▸ What is asked:
Carry none of the pictures over; set down the material below exactly.

▸ Data section:

------------------------------

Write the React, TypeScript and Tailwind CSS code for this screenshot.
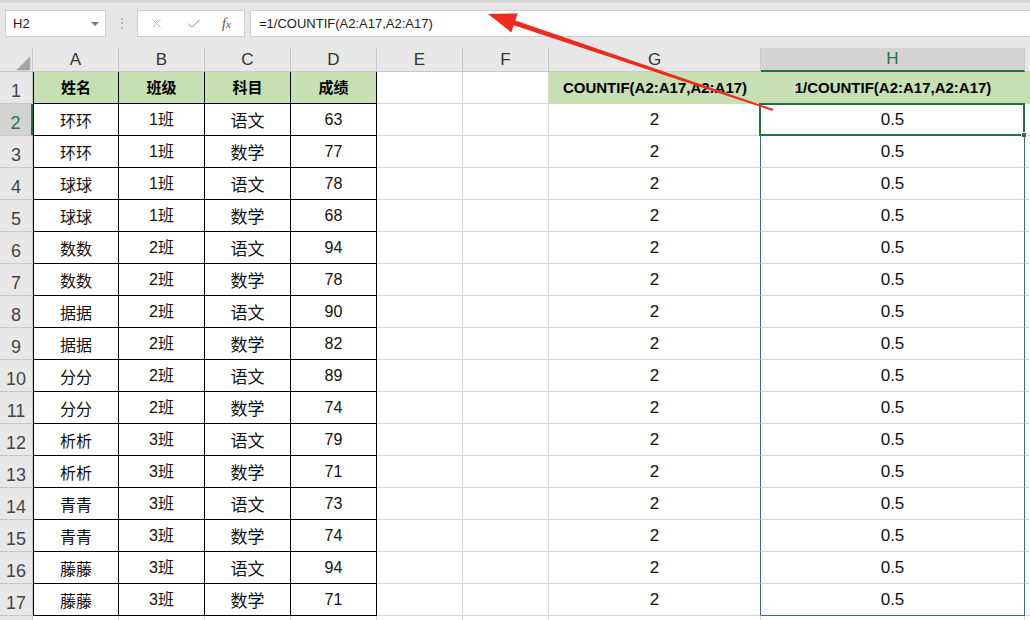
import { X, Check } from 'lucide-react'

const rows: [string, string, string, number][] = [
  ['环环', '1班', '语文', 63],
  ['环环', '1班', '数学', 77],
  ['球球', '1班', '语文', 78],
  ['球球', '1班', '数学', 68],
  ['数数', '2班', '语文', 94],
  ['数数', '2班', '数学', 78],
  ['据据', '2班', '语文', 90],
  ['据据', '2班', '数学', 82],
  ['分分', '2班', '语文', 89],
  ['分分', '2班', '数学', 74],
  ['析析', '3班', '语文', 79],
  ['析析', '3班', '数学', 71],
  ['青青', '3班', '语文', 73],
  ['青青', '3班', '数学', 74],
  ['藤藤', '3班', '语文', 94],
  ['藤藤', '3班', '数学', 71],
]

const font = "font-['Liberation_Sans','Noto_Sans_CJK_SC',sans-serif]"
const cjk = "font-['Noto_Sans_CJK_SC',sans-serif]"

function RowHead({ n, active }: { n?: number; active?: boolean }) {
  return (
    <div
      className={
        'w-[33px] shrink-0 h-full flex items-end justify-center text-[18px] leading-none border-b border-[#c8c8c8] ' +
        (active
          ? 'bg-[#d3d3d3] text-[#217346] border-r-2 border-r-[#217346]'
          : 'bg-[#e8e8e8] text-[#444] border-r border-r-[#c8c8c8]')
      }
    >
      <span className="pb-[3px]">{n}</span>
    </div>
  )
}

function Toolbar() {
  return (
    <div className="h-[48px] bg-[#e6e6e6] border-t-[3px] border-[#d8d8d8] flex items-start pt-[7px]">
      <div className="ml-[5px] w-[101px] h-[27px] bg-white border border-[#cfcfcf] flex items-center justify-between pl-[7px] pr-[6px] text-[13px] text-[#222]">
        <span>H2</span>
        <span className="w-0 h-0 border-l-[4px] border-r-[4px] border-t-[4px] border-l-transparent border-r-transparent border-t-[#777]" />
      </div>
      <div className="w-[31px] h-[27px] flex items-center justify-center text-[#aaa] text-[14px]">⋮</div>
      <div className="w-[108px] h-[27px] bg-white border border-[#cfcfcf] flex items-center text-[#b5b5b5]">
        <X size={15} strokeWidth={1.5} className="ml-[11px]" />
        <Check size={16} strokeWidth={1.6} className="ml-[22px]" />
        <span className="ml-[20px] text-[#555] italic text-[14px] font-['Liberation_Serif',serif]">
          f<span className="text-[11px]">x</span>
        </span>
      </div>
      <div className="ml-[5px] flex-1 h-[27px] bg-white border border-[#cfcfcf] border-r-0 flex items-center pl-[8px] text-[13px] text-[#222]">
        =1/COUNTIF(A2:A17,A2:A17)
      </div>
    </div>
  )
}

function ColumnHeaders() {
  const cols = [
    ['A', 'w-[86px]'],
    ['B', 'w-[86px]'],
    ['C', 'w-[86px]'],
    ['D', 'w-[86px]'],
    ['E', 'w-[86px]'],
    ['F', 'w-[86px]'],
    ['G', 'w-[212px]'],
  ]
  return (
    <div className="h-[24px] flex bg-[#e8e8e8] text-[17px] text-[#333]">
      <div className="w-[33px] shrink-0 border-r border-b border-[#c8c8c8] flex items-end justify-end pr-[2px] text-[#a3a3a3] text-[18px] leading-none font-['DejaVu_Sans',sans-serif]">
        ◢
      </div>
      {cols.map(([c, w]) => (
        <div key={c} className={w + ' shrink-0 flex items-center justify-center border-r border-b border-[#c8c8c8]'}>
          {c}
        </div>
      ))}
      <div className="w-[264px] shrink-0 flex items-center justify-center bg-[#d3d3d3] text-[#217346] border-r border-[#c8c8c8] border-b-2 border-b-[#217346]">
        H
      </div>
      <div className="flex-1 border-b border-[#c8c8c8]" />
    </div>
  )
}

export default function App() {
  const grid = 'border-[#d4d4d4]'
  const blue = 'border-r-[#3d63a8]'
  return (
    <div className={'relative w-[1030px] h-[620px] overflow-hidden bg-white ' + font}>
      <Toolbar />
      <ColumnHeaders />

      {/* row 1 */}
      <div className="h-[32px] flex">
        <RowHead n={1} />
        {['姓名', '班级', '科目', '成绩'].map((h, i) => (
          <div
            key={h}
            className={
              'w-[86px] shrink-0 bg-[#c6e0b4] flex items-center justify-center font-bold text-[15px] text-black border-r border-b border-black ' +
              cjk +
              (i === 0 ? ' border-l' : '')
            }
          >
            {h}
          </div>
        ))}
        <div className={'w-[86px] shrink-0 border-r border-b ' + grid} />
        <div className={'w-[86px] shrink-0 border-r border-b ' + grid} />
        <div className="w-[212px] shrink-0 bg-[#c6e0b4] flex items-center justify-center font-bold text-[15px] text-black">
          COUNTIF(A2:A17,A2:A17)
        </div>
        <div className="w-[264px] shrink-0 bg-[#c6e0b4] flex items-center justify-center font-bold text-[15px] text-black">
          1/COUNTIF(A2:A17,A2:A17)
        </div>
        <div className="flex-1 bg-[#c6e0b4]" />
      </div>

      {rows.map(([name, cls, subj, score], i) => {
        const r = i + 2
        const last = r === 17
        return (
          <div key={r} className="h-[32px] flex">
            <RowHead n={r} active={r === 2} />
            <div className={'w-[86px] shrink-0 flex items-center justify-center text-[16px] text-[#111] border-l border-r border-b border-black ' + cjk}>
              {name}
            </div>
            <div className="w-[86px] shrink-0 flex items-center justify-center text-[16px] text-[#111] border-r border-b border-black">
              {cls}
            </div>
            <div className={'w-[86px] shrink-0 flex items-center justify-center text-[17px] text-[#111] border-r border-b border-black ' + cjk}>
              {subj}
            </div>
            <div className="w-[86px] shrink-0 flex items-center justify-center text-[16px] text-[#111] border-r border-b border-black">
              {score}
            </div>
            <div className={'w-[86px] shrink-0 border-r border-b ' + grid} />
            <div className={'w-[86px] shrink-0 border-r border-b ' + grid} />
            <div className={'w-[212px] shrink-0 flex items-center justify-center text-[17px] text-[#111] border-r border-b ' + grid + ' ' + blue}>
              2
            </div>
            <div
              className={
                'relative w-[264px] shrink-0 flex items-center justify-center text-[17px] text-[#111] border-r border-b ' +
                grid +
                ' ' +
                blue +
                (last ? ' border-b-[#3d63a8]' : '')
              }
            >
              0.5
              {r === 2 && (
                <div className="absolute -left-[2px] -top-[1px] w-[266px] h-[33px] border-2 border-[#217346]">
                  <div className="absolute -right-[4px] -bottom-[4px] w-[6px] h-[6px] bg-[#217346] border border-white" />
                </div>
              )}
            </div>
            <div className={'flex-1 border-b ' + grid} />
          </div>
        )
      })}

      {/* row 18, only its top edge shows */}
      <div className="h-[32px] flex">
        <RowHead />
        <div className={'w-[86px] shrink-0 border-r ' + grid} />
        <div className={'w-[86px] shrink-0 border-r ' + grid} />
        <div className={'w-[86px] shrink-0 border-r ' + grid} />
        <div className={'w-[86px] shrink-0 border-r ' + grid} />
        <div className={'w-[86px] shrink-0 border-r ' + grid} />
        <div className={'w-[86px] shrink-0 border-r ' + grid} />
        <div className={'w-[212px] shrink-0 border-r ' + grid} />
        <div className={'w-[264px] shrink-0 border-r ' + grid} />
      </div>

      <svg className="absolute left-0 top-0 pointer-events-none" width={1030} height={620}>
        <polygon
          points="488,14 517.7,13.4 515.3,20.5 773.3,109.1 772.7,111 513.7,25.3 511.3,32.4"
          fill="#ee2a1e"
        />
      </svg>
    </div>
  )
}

------------------------------

▸ Written solution:
Write the React, TypeScript and Tailwind CSS code for this screenshot.
import { X, Check } from 'lucide-react'

const rows: [string, string, string, number][] = [
  ['环环', '1班', '语文', 63],
  ['环环', '1班', '数学', 77],
  ['球球', '1班', '语文', 78],
  ['球球', '1班', '数学', 68],
  ['数数', '2班', '语文', 94],
  ['数数', '2班', '数学', 78],
  ['据据', '2班', '语文', 90],
  ['据据', '2班', '数学', 82],
  ['分分', '2班', '语文', 89],
  ['分分', '2班', '数学', 74],
  ['析析', '3班', '语文', 79],
  ['析析', '3班', '数学', 71],
  ['青青', '3班', '语文', 73],
  ['青青', '3班', '数学', 74],
  ['藤藤', '3班', '语文', 94],
  ['藤藤', '3班', '数学', 71],
]

const font = "font-['Liberation_Sans','Noto_Sans_CJK_SC',sans-serif]"
const cjk = "font-['Noto_Sans_CJK_SC',sans-serif]"

function RowHead({ n, active }: { n?: number; active?: boolean }) {
  return (
    <div
      className={
        'w-[33px] shrink-0 h-full flex items-end justify-center text-[18px] leading-none border-b border-[#c8c8c8] ' +
        (active
          ? 'bg-[#d3d3d3] text-[#217346] border-r-2 border-r-[#217346]'
          : 'bg-[#e8e8e8] text-[#444] border-r border-r-[#c8c8c8]')
      }
    >
      <span className="pb-[3px]">{n}</span>
    </div>
  )
}

function Toolbar() {
  return (
    <div className="h-[48px] bg-[#e6e6e6] border-t-[3px] border-[#d8d8d8] flex items-start pt-[7px]">
      <div className="ml-[5px] w-[101px] h-[27px] bg-white border border-[#cfcfcf] flex items-center justify-between pl-[7px] pr-[6px] text-[13px] text-[#222]">
        <span>H2</span>
        <span className="w-0 h-0 border-l-[4px] border-r-[4px] border-t-[4px] border-l-transparent border-r-transparent border-t-[#777]" />
      </div>
      <div className="w-[31px] h-[27px] flex items-center justify-center text-[#aaa] text-[14px]">⋮</div>
      <div className="w-[108px] h-[27px] bg-white border border-[#cfcfcf] flex items-center text-[#b5b5b5]">
        <X size={15} strokeWidth={1.5} className="ml-[11px]" />
        <Check size={16} strokeWidth={1.6} className="ml-[22px]" />
        <span className="ml-[20px] text-[#555] italic text-[14px] font-['Liberation_Serif',serif]">
          f<span className="text-[11px]">x</span>
        </span>
      </div>
      <div className="ml-[5px] flex-1 h-[27px] bg-white border border-[#cfcfcf] border-r-0 flex items-center pl-[8px] text-[13px] text-[#222]">
        =1/COUNTIF(A2:A17,A2:A17)
      </div>
    </div>
  )
}

function ColumnHeaders() {
  const cols = [
    ['A', 'w-[86px]'],
    ['B', 'w-[86px]'],
    ['C', 'w-[86px]'],
    ['D', 'w-[86px]'],
    ['E', 'w-[86px]'],
    ['F', 'w-[86px]'],
    ['G', 'w-[212px]'],
  ]
  return (
    <div className="h-[24px] flex bg-[#e8e8e8] text-[17px] text-[#333]">
      <div className="w-[33px] shrink-0 border-r border-b border-[#c8c8c8] flex items-end justify-end pr-[2px] text-[#a3a3a3] text-[18px] leading-none font-['DejaVu_Sans',sans-serif]">
        ◢
      </div>
      {cols.map(([c, w]) => (
        <div key={c} className={w + ' shrink-0 flex items-center justify-center border-r border-b border-[#c8c8c8]'}>
          {c}
        </div>
      ))}
      <div className="w-[264px] shrink-0 flex items-center justify-center bg-[#d3d3d3] text-[#217346] border-r border-[#c8c8c8] border-b-2 border-b-[#217346]">
        H
      </div>
      <div className="flex-1 border-b border-[#c8c8c8]" />
    </div>
  )
}

export default function App() {
  const grid = 'border-[#d4d4d4]'
  const blue = 'border-r-[#3d63a8]'
  return (
    <div className={'relative w-[1030px] h-[620px] overflow-hidden bg-white ' + font}>
      <Toolbar />
      <ColumnHeaders />

      {/* row 1 */}
      <div className="h-[32px] flex">
        <RowHead n={1} />
        {['姓名', '班级', '科目', '成绩'].map((h, i) => (
          <div
            key={h}
            className={
              'w-[86px] shrink-0 bg-[#c6e0b4] flex items-center justify-center font-bold text-[15px] text-black border-r border-b border-black ' +
              cjk +
              (i === 0 ? ' border-l' : '')
            }
          >
            {h}
          </div>
        ))}
        <div className={'w-[86px] shrink-0 border-r border-b ' + grid} />
        <div className={'w-[86px] shrink-0 border-r border-b ' + grid} />
        <div className="w-[212px] shrink-0 bg-[#c6e0b4] flex items-center justify-center font-bold text-[15px] text-black">
          COUNTIF(A2:A17,A2:A17)
        </div>
        <div className="w-[264px] shrink-0 bg-[#c6e0b4] flex items-center justify-center font-bold text-[15px] text-black">
          1/COUNTIF(A2:A17,A2:A17)
        </div>
        <div className="flex-1 bg-[#c6e0b4]" />
      </div>

      {rows.map(([name, cls, subj, score], i) => {
        const r = i + 2
        const last = r === 17
        return (
          <div key={r} className="h-[32px] flex">
            <RowHead n={r} active={r === 2} />
            <div className={'w-[86px] shrink-0 flex items-center justify-center text-[16px] text-[#111] border-l border-r border-b border-black ' + cjk}>
              {name}
            </div>
            <div className="w-[86px] shrink-0 flex items-center justify-center text-[16px] text-[#111] border-r border-b border-black">
              {cls}
            </div>
            <div className={'w-[86px] shrink-0 flex items-center justify-center text-[17px] text-[#111] border-r border-b border-black ' + cjk}>
              {subj}
            </div>
            <div className="w-[86px] shrink-0 flex items-center justify-center text-[16px] text-[#111] border-r border-b border-black">
              {score}
            </div>
            <div className={'w-[86px] shrink-0 border-r border-b ' + grid} />
            <div className={'w-[86px] shrink-0 border-r border-b ' + grid} />
            <div className={'w-[212px] shrink-0 flex items-center justify-center text-[17px] text-[#111] border-r border-b ' + grid + ' ' + blue}>
              2
            </div>
            <div
              className={
                'relative w-[264px] shrink-0 flex items-center justify-center text-[17px] text-[#111] border-r border-b ' +
                grid +
                ' ' +
                blue +
                (last ? ' border-b-[#3d63a8]' : '')
              }
            >
              0.5
              {r === 2 && (
                <div className="absolute -left-[2px] -top-[1px] w-[266px] h-[33px] border-2 border-[#217346]">
                  <div className="absolute -right-[4px] -bottom-[4px] w-[6px] h-[6px] bg-[#217346] border border-white" />
                </div>
              )}
            </div>
            <div className={'flex-1 border-b ' + grid} />
          </div>
        )
      })}

      {/* row 18, only its top edge shows */}
      <div className="h-[32px] flex">
        <RowHead />
        <div className={'w-[86px] shrink-0 border-r ' + grid} />
        <div className={'w-[86px] shrink-0 border-r ' + grid} />
        <div className={'w-[86px] shrink-0 border-r ' + grid} />
        <div className={'w-[86px] shrink-0 border-r ' + grid} />
        <div className={'w-[86px] shrink-0 border-r ' + grid} />
        <div className={'w-[86px] shrink-0 border-r ' + grid} />
        <div className={'w-[212px] shrink-0 border-r ' + grid} />
        <div className={'w-[264px] shrink-0 border-r ' + grid} />
      </div>

      <svg className="absolute left-0 top-0 pointer-events-none" width={1030} height={620}>
        <polygon
          points="488,14 517.7,13.4 515.3,20.5 773.3,109.1 772.7,111 513.7,25.3 511.3,32.4"
          fill="#ee2a1e"
        />
      </svg>
    </div>
  )
}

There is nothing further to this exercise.